Ich habe einmal 24V und einmal 10V
Die 24V sind doch die Ausgänge der SPS.

Und ja genau solch einen Power Mosfet mit Vorwiderstand suche ich.
Und am besten eine fertige Schaltung dafür.

Grüsse


----------



## KalEl (10 Oktober 2006)

bei so vielen ausgängen würde ich mir ein seperates 10v netzteil besorgen und die ausgänge auf relais führen bzw eine relaisbaugruppe benutzen.

und sollten dir relais zu langsam sein, kannst du ja elektronische nehmen.


----------



## maxi (10 Oktober 2006)

Hallo,

Relais sind viel zu langsam und haben viel zu wenig Schaltspeile.
Da könnte ich ja gleich Relaisausgänge benutzen.

Danke für deien Antowort.


Ich suche einfach einen Treiber (Eine Mosfet Transistor Schlatung) dafür.


Und Ja ich habe eine 10V Netzteil!!


Wollte doch nur nach einer Transistorschlatung fragen *heul*


----------



## volker (10 Oktober 2006)

also gut. relais sind dir zu langsam. 

also nimm elektonische relais, wie kalel das schon schreibt. 
aus den 24v am ausgang für jeden 'verbraucher' extra 10v zu machen halte ich für schwachsinn.


----------



## uscha (11 Oktober 2006)

*Ansteuerung mit 24 V*

Hallo, aber ich verstehe nicht wie so etwas schwierig sein soll, du hattest aufgeführt das du ein 10 Volt Netzteil hast, also beide Netzteile mit Masse bzw.

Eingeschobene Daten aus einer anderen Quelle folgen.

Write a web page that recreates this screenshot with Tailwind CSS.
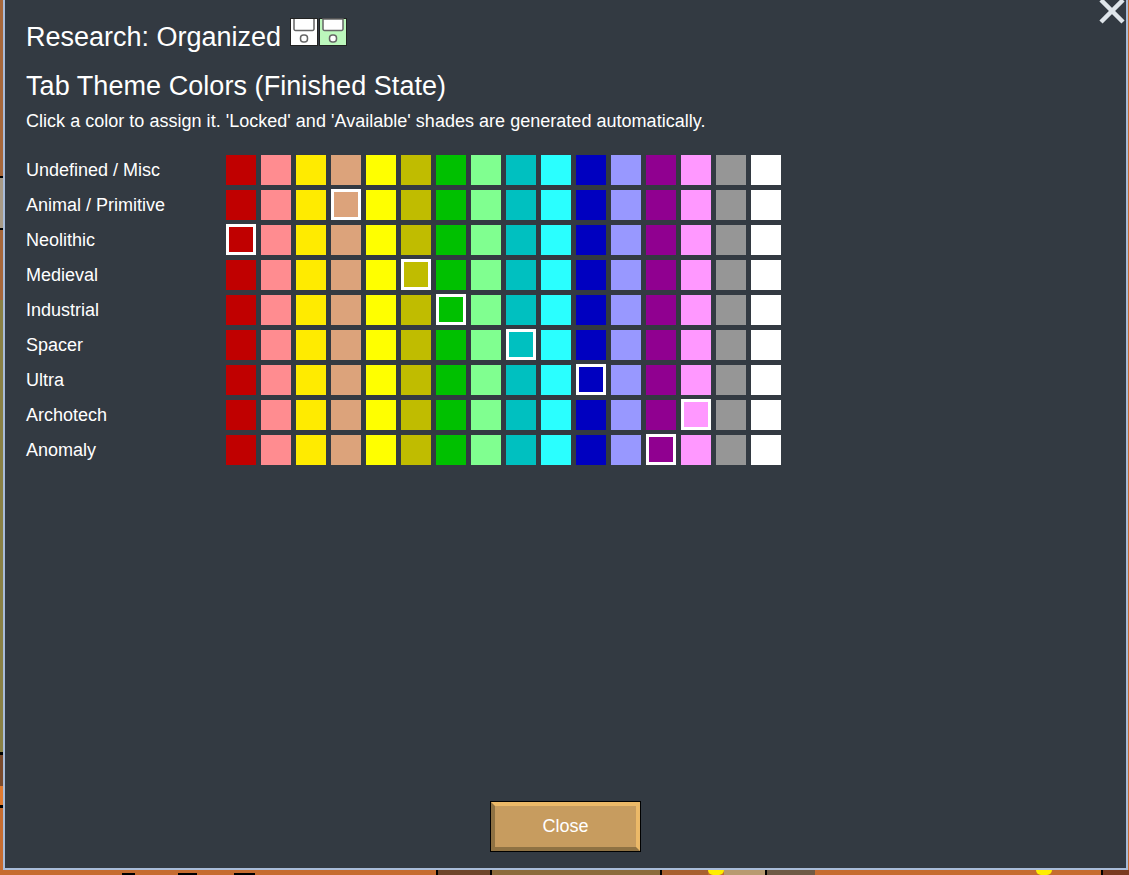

Ground verbinden, vom Ausgang der SPS wird  über einen Spannungsteiler einen V-Mos Transistor z.B. BUK 553 angesteuert und fertig. Das wären pro Ausgang zwei Widerstände und ein V-MOS, ich würde evtl. noch einen Schutzwiderstand in Reihe schalten, so 0,1 Ohm oder 0,05 Ohm und habe fertig.


----------